The RJM collection of royal court artworks from the Kingdom of Benin (Edo State, Nigeria)

The RJM collection of royal court artworks from the Kingdom of Benin (Edo State, Nigeria)

The Rautenstrauch-Joest Museum houses a collection of 94 royal artworks from the Kingdom of Benin, now Edo State in Nigeria. The museum received these works of art between 1899 and 1967 as part of 15 donations and purchases. It is considered certain that these 94 Benin court artworks were looted from the palace of the Oba of Benin by the British Army in February 1897. In total, an estimated 3,000 to 5,000 court artworks were looted at that time and subsequently dispersed to museums worldwide, including the Rautenstrauch-Joest Museum.

 

 

In the focus of the restitution debates

These bronze, ivory, and wood artworks, collectively known as “Benin Bronzes,” are now the focus of worldwide restitution debates. The RJM is facing up to its responsibility for this rightly highly controversial collection and has initiated several indexing and exhibition projects as well as cooperations in order to deal transparently with this context of injustice and to convey to visitors what the restitution debate is about.

 

Exhibition Projects

As part of the current exhibition “RESIST! The Art of Resistance” (Jan. 26-July 11,21), Nigerian artist and art historian, Dr.
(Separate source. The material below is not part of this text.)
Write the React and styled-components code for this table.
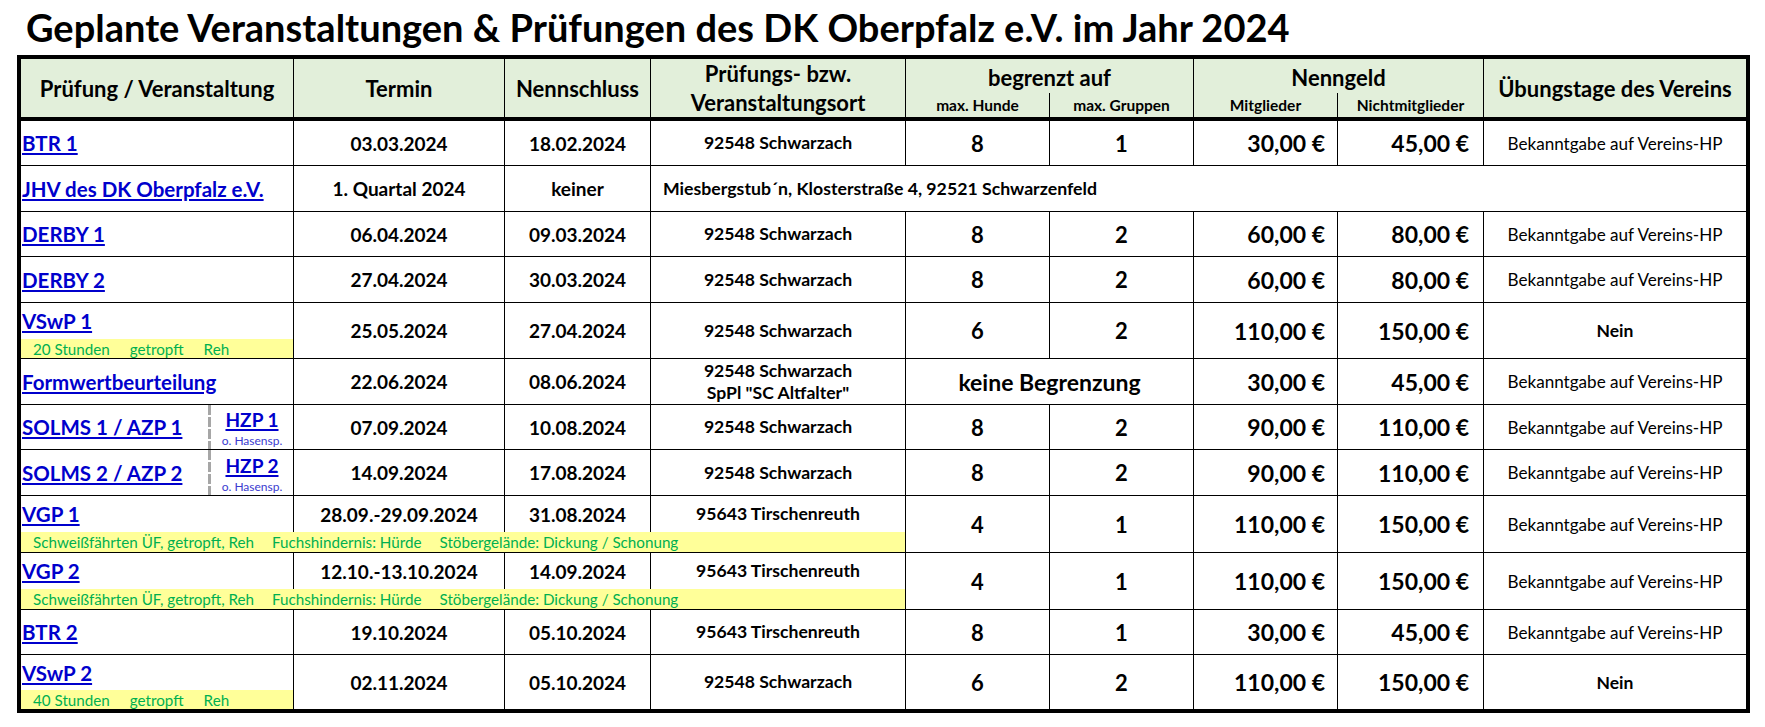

Peju Layiwola, curates an autonomous space on the looted artworks of the Kingdom of Benin. She comments on the RJM’s Benin collection and brings her perspective within the restitution debate. For this space, she has also invited several Nigerian artists, some of whom have been working in Nigeria and in the diaspora for decades, to address the looting of the Benin bronzes in 1897.

The exhibition “The Shadows of Things#1” (Sept. 11, 20 – April 11, 21) focuses, among other things, on a piece of jewelry that belonged to a high-ranking war leader from the Kingdom of Benin and was looted from the royal palace by the British in 1897. Both its restitution and the void created by its theft are addressed. This is accompanied by interviews about the loss, conducted with different actors from Benin City.

 

Collection Access Projects

Report: “Traces of History Connecting the Kingdom of Benin with the Rautenstrauch-Joest-Museum in Cologne“

In 2020, ethnologist Franziska Bedorf prepared an initial overview of the provenances of the Benin Imperial Artworks Collection for the museum: when and how did the individual objects come into the collection, from whom were they acquired or donated?

 

Preliminary study for the analysis of the techniques and materials of the RJM’s Benin Collection

In 2021, Birgit Depenbrock, restorer of inorganic materials at the RJM, will further study the Benin Collection.

 

Cooperations: Benin Dialog Group

Since late 2019, the RJM has been a member of the Benin Dialogue Group, an initiative that has been in place since 2010 in which museums from Germany, the United Kingdom, the Netherlands, Austria, and Sweden, all of which preserve collections of Benin royal court artworks, collaborate with Nigerian partners, including representatives of the Royal Court of Benin. A central goal of the Benin Dialogue Group is to facilitate a permanent exhibition of Benin royal court artworks from European museums in Nigeria. A new museum in Benin City, the Edo Museum of West African Art by architect David Adjaye, is planned for 2025.